Le
Mondial et le piège de l'unité nationale
Il aura été difficile d’échapper
au battage médiatique autour de la victoire des Bleus en Russie. Ces joueurs
ont certes du talent, et la composition de l’équipe de France, avec ses Mbappé,
Pogba et Umtiti, ses enfants d’immigrés camerounais, algériens, guinéens,
maliens ou haïtiens, devrait rabattre leur caquet à tous ceux qui nous
expliquent que les migrants sont un danger. Plus de la moitié des 23 joueurs
français sont d’origine africaine. Et encore, nous ne saurons jamais combien de
talents potentiels sont morts en Méditerranée, se heurtant aux murailles
érigées par les pays riches comme la France.
Sans avoir joué une seule minute,
de nombreux politiciens aimeraient bien tirer profit de ce succès. Macron
s’est placé au centre de la photo, espérant ainsi regagner quelques points de
popularité, alors que ce président des riches est de plus en plus rejeté par le
monde du travail. Et tant d’autres, qui ne retiennent pas leurs coups quand il
s’agit d’attaquer les travailleurs, tentent de faire vibrer la corde
patriotique.
Certes, le football est un jeu et
une occasion de faire la fête. Mais les symboles comme le drapeau tricolore et
la Marseillaise ne sont pas neutres. Aujourd'hui utilisés pour célébrer une
victoire sportive, ils l’ont été jadis pour les guerres coloniales et tant
d’autres exactions. Le patriotisme a toujours été un piège utilisé par les
pires ennemis des travailleurs et il servira encore, demain, pour tenter de
nous unir derrière les capitalistes français, contre les travailleurs d’autres
pays.
À partir du succès d’une équipe
de foot, Macron, les politiciens et les grands médias voudraient nous
convaincre que tous les Français sont dans le même bateau. Ils aimeraient faire
disparaître les oppositions sociales et politiques. Tous unis, vraiment ? Unis,
les smicards et les milliardaires, dont les fortunes ont encore atteint des
records ? Unis, les cheminots et le gouvernement, qui démantèle leur statut
pour s’attaquer à tous les travailleurs ? Unis, les personnels des hôpitaux et
ceux qui les soumettent à de terribles restrictions ? Unis, les capitalistes
comme Carrefour, sponsor de l’équipe de France, et les 2000 salariés qu’il veut
licencier ?
Le foot est un business dans
lequel on dépense « un pognon de dingue ». On critique les sommes exorbitantes
empochées par certains joueurs. Mais si certains d’entre eux gagnent des
millions, c’est en partie grâce à leur travail et à leur talent. En revanche,
les sponsors, les grands médias, les équipementiers touchent le jackpot sans
marquer le moindre but. Dimanche soir, à 360 000 euros la demi-minute de
publicité, TF1 pouvait être heureux de la victoire… du Dieu pognon.
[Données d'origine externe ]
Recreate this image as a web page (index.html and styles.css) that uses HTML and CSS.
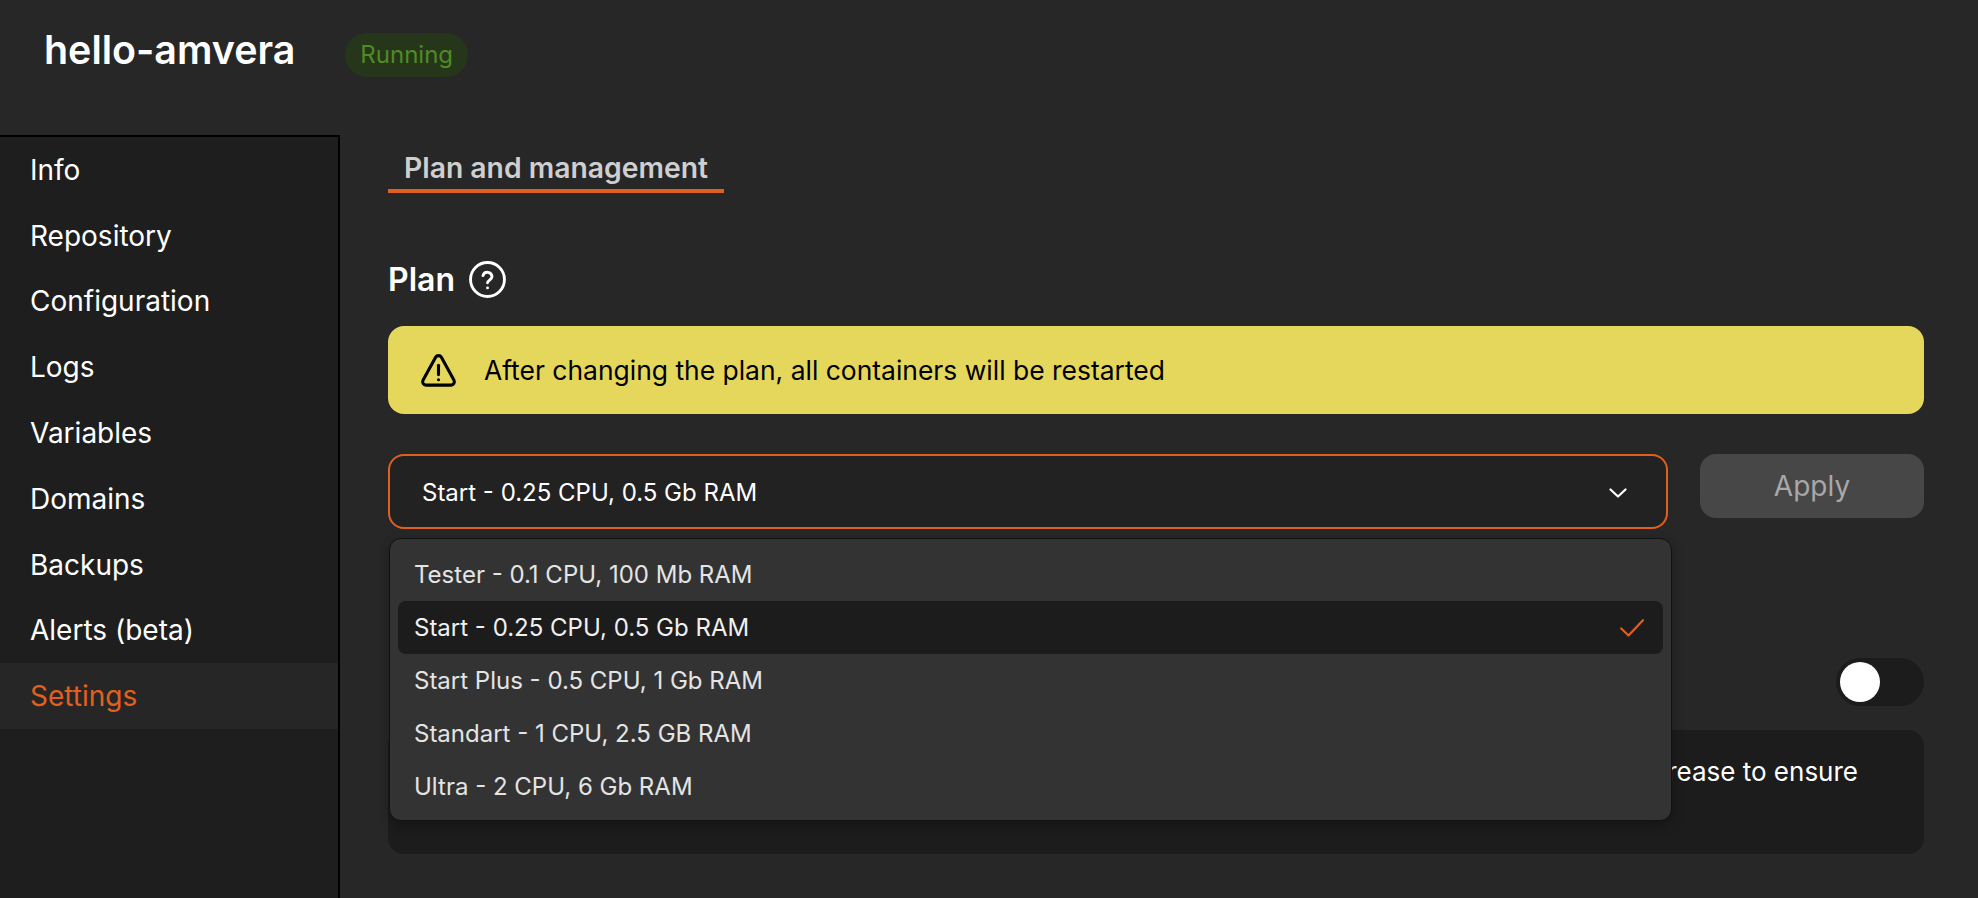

En Italie, un syndicat d’une
usine de Fiat a dénoncé le fait que la Juventus de Turin, qui appartient à la
famille Agnelli, propriétaire de la firme automobile, venait de débourser 100
millions d’euros pour acheter Cristiano Ronaldo. Le décalage entre les sommes
disponibles pour un transfert et les menaces de licenciement qui pèsent sur les
ouvriers de Fiat est en effet révoltant.
Les politiciens utilisent le football
pour faire passer leurs coups bas. En Russie, Poutine a profité du Mondial pour
augmenter la TVA et retarder l’âge de départ à la retraite de huit années pour
les femmes et de cinq années pour les hommes, interdisant les manifestations
dans les villes où se tenaient les matchs, sans pouvoir totalement les
empêcher.
Ici, après avoir célébré la
victoire des Bleus, Macron et son gouvernement vont poursuivre leur sale
besogne. Ils veulent s’attaquer aux régimes de retraite et aux aides sociales
et, entre autres, prélever un milliard d’euros sur les aides personnalisées au
logement. Même les handicapés sont ponctionnés. Le gouvernement veut supprimer
100 000 emplois aidés cette année, et 120 000 emplois publics d’ici 2022. Quant
aux capitalistes qui affichent leur logo dans les stades et sur les écrans, ils
vont continuer à produire plus avec toujours moins de salariés, toujours plus
exploités, pour gaver des actionnaires toujours plus riches.
Comme en 1998, après la fête, les
réalités sociales nous rattrapent. Le Mondial terminé, les problèmes des
travailleurs, des chômeurs, des jeunes condamnés à la précarité et des
retraités sont intacts. La guerre sociale continue et nous impose de nous
battre pour défendre nos intérêts de travailleurs. Il faut mener cette lutte
contre les capitalistes, contre les Macron et contre tous ceux qui parlent
d’unité nationale pour mieux gouverner au profit des plus riches.